** START OF DATASET **
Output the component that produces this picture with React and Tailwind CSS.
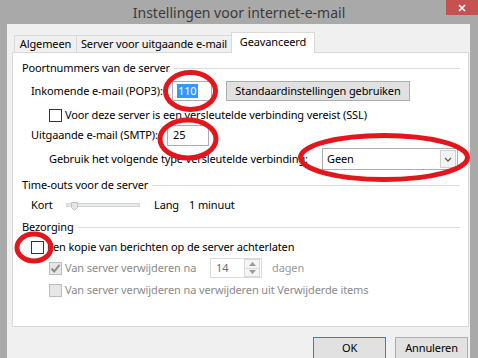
** END OF DATASET **
** START OF DATASET **
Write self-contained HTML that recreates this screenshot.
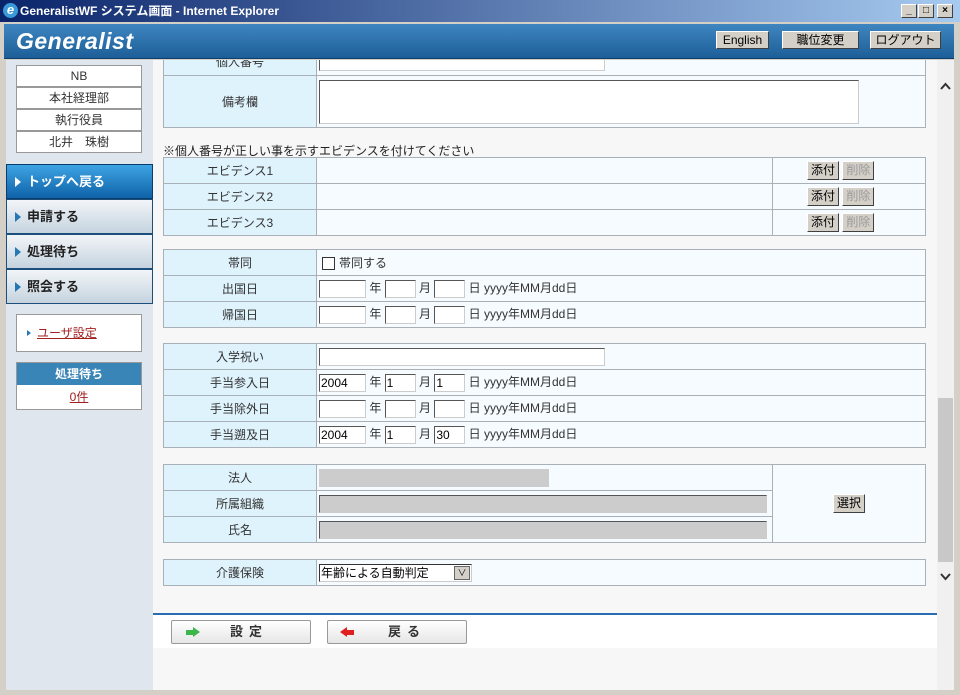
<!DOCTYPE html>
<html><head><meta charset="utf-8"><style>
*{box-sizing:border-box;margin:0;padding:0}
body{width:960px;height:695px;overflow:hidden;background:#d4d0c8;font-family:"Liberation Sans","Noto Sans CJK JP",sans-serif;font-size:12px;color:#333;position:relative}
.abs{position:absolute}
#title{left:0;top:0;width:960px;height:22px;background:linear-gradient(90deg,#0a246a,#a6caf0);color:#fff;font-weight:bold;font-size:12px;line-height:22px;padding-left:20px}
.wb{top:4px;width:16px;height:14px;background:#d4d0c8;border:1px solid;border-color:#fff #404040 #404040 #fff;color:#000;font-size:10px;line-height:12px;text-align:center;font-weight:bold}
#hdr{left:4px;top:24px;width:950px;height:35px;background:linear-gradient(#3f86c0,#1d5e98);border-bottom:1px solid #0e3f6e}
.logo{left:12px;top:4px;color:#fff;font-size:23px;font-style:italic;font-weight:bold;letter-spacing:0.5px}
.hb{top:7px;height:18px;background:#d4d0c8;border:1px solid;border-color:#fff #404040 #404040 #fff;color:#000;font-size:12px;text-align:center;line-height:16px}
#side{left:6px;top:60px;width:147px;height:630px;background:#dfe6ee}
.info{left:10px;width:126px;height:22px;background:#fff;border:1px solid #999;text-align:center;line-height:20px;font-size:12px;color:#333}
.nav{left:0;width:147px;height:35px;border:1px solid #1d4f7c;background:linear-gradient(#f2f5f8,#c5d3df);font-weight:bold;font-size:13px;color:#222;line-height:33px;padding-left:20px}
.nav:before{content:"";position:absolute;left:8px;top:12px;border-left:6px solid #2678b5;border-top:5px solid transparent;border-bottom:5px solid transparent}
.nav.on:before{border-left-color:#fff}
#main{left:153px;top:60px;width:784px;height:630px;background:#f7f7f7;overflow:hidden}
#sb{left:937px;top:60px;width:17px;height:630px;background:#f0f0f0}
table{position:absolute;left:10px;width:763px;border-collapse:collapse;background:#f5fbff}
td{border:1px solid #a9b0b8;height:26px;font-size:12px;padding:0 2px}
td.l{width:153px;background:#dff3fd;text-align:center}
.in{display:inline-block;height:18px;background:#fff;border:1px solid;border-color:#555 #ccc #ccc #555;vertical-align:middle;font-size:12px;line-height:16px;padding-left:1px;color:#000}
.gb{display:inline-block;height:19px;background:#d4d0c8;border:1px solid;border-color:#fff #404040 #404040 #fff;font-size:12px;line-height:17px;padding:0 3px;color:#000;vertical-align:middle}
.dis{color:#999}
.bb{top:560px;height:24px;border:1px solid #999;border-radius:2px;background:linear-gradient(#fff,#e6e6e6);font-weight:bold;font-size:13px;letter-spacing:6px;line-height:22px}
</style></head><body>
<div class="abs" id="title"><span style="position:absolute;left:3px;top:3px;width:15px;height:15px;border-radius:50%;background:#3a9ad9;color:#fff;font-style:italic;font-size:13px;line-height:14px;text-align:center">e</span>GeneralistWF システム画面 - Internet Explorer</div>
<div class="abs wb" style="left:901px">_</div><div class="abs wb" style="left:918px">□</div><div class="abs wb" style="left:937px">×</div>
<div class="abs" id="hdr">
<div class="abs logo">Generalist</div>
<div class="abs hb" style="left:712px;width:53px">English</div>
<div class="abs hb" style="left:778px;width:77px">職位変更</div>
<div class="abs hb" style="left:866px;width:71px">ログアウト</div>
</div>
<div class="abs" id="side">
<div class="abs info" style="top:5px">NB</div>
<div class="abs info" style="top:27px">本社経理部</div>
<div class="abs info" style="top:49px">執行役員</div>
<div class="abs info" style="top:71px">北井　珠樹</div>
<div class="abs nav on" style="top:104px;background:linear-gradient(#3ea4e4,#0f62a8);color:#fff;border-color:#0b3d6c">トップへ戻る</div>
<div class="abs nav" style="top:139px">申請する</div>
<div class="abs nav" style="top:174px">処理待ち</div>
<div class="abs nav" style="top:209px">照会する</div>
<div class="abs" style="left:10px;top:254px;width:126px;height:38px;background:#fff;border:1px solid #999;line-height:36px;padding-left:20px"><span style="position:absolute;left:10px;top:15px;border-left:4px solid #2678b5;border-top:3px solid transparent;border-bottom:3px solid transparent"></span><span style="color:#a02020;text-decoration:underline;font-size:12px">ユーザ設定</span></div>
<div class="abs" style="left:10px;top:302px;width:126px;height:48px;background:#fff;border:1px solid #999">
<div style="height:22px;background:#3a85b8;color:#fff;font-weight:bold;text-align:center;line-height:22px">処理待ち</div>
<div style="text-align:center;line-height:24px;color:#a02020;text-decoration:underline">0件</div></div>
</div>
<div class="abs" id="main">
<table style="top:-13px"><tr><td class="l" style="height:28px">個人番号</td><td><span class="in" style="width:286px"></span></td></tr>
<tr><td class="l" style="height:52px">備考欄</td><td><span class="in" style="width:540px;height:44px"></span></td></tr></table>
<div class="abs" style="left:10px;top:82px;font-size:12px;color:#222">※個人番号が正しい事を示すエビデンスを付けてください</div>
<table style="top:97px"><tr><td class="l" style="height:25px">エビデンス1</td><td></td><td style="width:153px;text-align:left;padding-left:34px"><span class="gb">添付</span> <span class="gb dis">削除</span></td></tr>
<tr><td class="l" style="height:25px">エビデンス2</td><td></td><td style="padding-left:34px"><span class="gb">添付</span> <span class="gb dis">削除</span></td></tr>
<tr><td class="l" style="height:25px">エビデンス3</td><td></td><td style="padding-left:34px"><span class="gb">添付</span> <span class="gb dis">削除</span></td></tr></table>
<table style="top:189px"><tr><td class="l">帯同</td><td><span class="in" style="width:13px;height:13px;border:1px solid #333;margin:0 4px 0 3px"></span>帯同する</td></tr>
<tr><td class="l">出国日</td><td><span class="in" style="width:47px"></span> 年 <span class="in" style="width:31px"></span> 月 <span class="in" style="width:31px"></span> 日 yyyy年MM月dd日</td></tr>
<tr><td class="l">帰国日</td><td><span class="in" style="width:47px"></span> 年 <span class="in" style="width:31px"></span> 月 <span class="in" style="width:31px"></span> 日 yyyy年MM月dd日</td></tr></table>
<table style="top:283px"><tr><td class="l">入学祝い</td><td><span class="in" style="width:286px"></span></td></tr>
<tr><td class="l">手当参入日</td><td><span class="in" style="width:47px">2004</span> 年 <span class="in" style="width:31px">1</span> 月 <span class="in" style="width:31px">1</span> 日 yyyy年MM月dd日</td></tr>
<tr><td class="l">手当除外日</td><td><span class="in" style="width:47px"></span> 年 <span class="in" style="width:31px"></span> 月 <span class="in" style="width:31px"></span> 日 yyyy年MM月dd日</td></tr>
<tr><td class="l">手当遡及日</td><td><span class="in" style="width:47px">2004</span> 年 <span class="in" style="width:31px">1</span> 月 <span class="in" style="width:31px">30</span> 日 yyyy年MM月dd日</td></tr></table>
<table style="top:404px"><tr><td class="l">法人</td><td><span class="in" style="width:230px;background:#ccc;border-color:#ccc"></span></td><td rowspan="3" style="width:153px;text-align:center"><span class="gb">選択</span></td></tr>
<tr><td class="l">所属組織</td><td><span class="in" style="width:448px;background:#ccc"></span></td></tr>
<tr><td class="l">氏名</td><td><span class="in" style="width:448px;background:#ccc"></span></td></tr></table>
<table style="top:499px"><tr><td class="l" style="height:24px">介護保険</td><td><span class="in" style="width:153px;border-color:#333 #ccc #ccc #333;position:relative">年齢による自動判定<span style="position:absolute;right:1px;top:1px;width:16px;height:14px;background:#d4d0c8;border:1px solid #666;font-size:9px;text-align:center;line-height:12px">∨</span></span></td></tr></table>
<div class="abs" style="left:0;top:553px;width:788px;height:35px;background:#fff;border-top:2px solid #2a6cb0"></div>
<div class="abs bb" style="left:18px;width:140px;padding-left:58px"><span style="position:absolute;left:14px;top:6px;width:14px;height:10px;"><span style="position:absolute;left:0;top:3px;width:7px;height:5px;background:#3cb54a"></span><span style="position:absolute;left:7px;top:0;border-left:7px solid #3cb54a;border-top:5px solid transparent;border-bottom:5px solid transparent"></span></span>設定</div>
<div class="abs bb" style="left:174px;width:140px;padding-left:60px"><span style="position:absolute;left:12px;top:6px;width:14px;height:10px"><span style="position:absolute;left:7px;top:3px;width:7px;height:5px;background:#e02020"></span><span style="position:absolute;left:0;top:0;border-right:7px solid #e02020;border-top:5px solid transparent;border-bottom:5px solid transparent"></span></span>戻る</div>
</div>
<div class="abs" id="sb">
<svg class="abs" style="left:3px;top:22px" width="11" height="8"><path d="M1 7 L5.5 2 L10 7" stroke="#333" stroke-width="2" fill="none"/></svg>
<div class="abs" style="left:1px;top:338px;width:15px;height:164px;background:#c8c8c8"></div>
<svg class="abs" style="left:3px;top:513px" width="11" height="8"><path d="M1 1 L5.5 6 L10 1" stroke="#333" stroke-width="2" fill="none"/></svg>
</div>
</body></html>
** END OF DATASET **
** START OF DATASET **
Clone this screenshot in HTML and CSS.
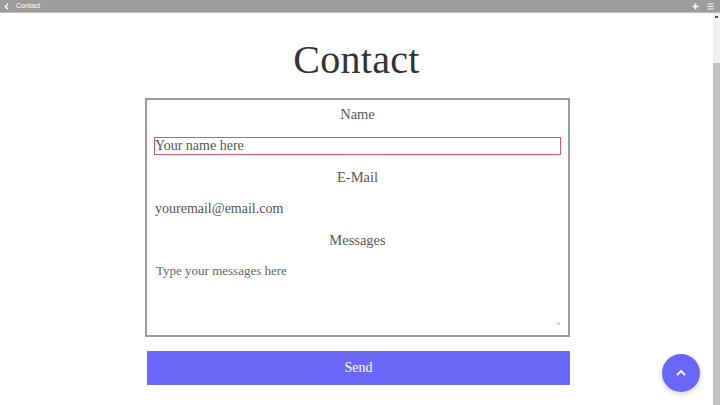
** END OF DATASET **
AIM:
Extract each line from the listing that holds the word "this".

EXPECTED ANSWER:
Output the component that produces this picture with React and Tailwind CSS.
Write self-contained HTML that recreates this screenshot.
Clone this screenshot in HTML and CSS.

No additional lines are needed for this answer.